Director: Prasanth Varma
Cast: Regina Cassandra, Kajal Aggarwal, Murli Sharma
Language: Telugu
Late in Prasanth Varma's Awe, a barista named Meera (Regina Cassandra) finds a Rubik's Cube in the basement of a restaurant. She tosses it into a dark corner – but a few seconds later, it's tossed back at her, mysteriously (and fully) solved. That's the movie in a nutshell. Awe is the Rubik's Cube – it's made up of six stories bordering on (and locking into) one another. And Varma is Meera, tossing his movie-puzzle to the audience in the darkened theatre, hoping we can crack it. (Don't worry if you can't. The last few minutes do it for you.) The first story (after a bit of a prologue, featuring Kajal Aggarwal) looks like a romcom: a girl has dinner with her parents so she can tell them about her lover. The tale comes with a twist.
The second story is another genre: call it existential Disney. It involves a man who applies for the job of a chef, and his co-star is a… fish. The cook's name is Nala. The other characters come with equally mythical names: Krishna, Radha, Meera, Raghuram, Vaidehi, Shiva, Parvathi, Kali, Moksha. Varma doesn't shy away from grand conceits, and his grandest conceit – hat tip, the Bhagavad Gita – is in the lines of the song that plays over the opening credits: "The entire universe is hidden in me." It's a clue. Through the first half, the stories seem disconnected and we wonder what's going on. Does the segment with the watchman who's working on a time machine hold the answer? Now, we're in the realm of sci-fi. Is Awe a compilation of alternative narratives in the space-time continuum?

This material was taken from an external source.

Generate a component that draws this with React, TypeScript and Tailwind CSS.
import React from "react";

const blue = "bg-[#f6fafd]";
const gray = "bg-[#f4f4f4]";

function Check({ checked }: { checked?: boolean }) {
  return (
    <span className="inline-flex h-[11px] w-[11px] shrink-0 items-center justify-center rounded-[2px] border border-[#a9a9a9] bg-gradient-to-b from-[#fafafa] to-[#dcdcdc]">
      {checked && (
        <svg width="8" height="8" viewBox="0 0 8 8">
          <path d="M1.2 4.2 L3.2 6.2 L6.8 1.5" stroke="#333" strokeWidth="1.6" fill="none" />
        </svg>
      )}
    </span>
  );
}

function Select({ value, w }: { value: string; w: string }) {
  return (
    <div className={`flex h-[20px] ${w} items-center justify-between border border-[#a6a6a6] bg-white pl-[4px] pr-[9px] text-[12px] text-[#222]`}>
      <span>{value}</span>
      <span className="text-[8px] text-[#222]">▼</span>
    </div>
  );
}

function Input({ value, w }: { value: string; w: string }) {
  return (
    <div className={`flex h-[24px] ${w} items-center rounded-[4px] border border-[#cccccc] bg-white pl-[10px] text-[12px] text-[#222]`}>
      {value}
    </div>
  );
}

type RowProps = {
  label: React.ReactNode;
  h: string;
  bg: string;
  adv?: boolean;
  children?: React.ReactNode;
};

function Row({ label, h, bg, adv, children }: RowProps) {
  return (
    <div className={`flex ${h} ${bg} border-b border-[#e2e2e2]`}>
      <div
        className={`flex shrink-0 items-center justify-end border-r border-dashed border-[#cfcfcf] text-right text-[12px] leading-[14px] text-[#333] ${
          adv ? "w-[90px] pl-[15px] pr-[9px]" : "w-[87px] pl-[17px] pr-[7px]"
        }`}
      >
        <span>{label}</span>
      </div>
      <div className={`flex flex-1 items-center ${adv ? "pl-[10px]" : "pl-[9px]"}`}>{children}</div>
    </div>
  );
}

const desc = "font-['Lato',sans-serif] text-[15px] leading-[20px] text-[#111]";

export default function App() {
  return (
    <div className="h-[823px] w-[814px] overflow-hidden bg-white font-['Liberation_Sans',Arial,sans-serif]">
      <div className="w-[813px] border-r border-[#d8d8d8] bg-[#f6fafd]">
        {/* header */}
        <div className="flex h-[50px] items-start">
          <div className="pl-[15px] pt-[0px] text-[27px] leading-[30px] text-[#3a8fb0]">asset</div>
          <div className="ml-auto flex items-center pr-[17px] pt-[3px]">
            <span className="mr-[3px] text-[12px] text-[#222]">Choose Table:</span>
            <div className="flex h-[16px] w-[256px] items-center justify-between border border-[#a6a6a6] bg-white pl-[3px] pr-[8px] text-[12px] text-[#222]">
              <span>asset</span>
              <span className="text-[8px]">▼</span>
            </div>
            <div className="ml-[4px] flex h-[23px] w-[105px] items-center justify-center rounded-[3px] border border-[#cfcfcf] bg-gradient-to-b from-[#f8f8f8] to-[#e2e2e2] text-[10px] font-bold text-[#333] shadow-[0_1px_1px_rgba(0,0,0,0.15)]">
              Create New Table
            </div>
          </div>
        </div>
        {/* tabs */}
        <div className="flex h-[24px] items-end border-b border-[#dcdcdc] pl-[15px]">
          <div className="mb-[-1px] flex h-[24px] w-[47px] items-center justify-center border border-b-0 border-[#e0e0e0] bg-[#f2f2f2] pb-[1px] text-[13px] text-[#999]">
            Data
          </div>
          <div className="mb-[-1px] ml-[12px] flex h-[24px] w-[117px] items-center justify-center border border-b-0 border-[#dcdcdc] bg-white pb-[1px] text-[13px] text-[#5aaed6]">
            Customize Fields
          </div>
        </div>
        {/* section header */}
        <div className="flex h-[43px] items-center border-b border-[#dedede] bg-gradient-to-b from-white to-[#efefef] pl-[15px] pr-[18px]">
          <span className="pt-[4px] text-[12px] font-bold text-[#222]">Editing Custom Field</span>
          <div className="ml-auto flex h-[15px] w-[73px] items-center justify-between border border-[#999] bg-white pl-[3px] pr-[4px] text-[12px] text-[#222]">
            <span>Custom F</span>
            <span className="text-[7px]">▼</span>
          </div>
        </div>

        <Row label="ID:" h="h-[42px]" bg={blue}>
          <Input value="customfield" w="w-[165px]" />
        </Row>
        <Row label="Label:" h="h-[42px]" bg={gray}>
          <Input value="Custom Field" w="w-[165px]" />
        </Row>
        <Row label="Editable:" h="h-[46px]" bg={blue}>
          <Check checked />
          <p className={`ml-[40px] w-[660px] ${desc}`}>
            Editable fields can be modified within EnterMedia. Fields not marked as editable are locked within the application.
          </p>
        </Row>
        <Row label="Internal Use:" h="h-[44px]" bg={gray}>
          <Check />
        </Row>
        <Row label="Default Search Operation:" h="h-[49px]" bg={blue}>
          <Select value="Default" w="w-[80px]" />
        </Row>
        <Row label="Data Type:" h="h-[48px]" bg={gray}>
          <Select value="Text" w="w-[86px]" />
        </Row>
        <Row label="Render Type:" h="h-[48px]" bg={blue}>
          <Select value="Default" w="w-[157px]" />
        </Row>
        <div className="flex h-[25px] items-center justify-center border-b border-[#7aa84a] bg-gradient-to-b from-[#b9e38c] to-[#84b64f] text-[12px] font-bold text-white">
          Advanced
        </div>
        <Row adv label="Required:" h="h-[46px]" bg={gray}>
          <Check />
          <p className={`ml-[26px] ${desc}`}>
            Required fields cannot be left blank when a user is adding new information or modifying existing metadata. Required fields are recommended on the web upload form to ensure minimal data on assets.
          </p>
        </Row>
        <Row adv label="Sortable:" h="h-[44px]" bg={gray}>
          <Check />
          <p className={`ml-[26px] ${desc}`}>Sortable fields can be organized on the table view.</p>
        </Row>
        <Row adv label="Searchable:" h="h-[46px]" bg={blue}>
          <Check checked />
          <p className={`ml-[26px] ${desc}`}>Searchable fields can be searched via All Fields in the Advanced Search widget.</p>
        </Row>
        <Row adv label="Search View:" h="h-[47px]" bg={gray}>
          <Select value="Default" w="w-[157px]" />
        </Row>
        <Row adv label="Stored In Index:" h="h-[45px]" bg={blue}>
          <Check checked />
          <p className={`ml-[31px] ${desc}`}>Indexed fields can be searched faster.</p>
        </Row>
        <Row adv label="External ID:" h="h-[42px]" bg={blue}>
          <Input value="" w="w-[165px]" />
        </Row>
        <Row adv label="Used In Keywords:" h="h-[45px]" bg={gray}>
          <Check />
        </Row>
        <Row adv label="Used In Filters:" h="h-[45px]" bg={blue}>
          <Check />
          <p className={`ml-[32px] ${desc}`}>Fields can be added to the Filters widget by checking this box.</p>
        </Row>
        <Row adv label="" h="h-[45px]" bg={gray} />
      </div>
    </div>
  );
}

In recent years, a number of non-mainstream Telugu films have been welcomed with awesome praise, and sometimes, those of us who are "outsiders" end up puzzled. Take Pelli Choopulu. It's a perfectly sweet film, but the reviews made me expect something explosive and form-shattering, and all I saw was a really well-made, well-acted romcom. But to insiders, those steeped in mainstream Telugu cinema, these films perhaps become more than films: they're signs of promise, harbingers of change. But even with this caveat in mind, Awe is genuinely subversive. (It would be equally radical in Tamil cinema, though maybe not in Bollywood.) I laughed at the name of the dish the chef is asked to prepare: bourride. It's a Mediterranean fish stew. It's also the director telling us he's not apologetic about not catering to the "masses." Varma's biggest achievement is that he doesn't water down his ideas.
The other stories are a crime thriller spiced with horror, and a surreal fantasy with Murli Sharma playing an egoistic magician (this is the weakest episode). As it turns out, not only are the plots interconnected, the conceits are too. Parents play an important part in both the Shiva-Parvathi and Radha-Krishna episodes, and both stories toy around with notions of gender and sexuality. The scenes are interconnected too. A character says, "All my doors are shut" – the next scene, another character (in another story) knocks on a door. A man orders coffee and asks for sugar – the barista's phone rings right then, and the name that appears is of her boyfriend, "Sugar". This is the screenwriting equivalent of setting out to acquire six-pack abs. The sweat drips off every page.
Awe is something you appreciate more as you reflect on it, after we see how it all comes together in the end. Its afterlife in discussion boards and comments sections is assured.
Not everything works. I'm not sure a medical condition is showcased correctly, and a lot of the scenes appear overcooked. While it's heartening to see the nature vs. nurture debate on homosexuality on film, it's tacked on – a bit of a "message" in a film that's not really a message movie. The director's philosophies (say, the redemption angle, or the chanting of Asatoma sadgamaya…) are evident, yet elusive – you wish, at times, he'd made one film about one of these issues rather than one about six (or more). Or maybe he wanted to get people talking about why an eyeball was found in the tin of coffee beans, or why a lizard turns into a crocodile, or why we needed an eco-lecture out of nowhere (just wait till you see who delivers this lecture), or why the character played by Nithya Menen was behaving so aggressively when a more non-confrontational approach would have been more reasonable. Awe is something you appreciate more as you reflect on it, after we see how it all comes together in the end. Its afterlife in discussion boards and comments sections is assured.
I wish the final portions were less rushed. I wanted to savour the clue-cracking some more. I also wish the styling had been more subdued. The colours pop in your face, and every episode looks unreal. Even if that was the point, the detailing surely needn't have been so fussy. A nose ring is shaped like an Om. A little girl has blue streaks in her hair. The costumes, the production design, the music – all suffer from a serious case of too-much-itis. But that's vastly preferable to too-little-itis. I'd rather watch an ambitious filmmaker put his flaws-and-all vision up on screen than someone playing safe and hiding behind a big star. Awe certainly leaves you thinking – about the film itself, and about what an exciting time it is in Telugu cinema, with so many rebels plotting these little coups against one of the country's most deeply entrenched cinematic empires.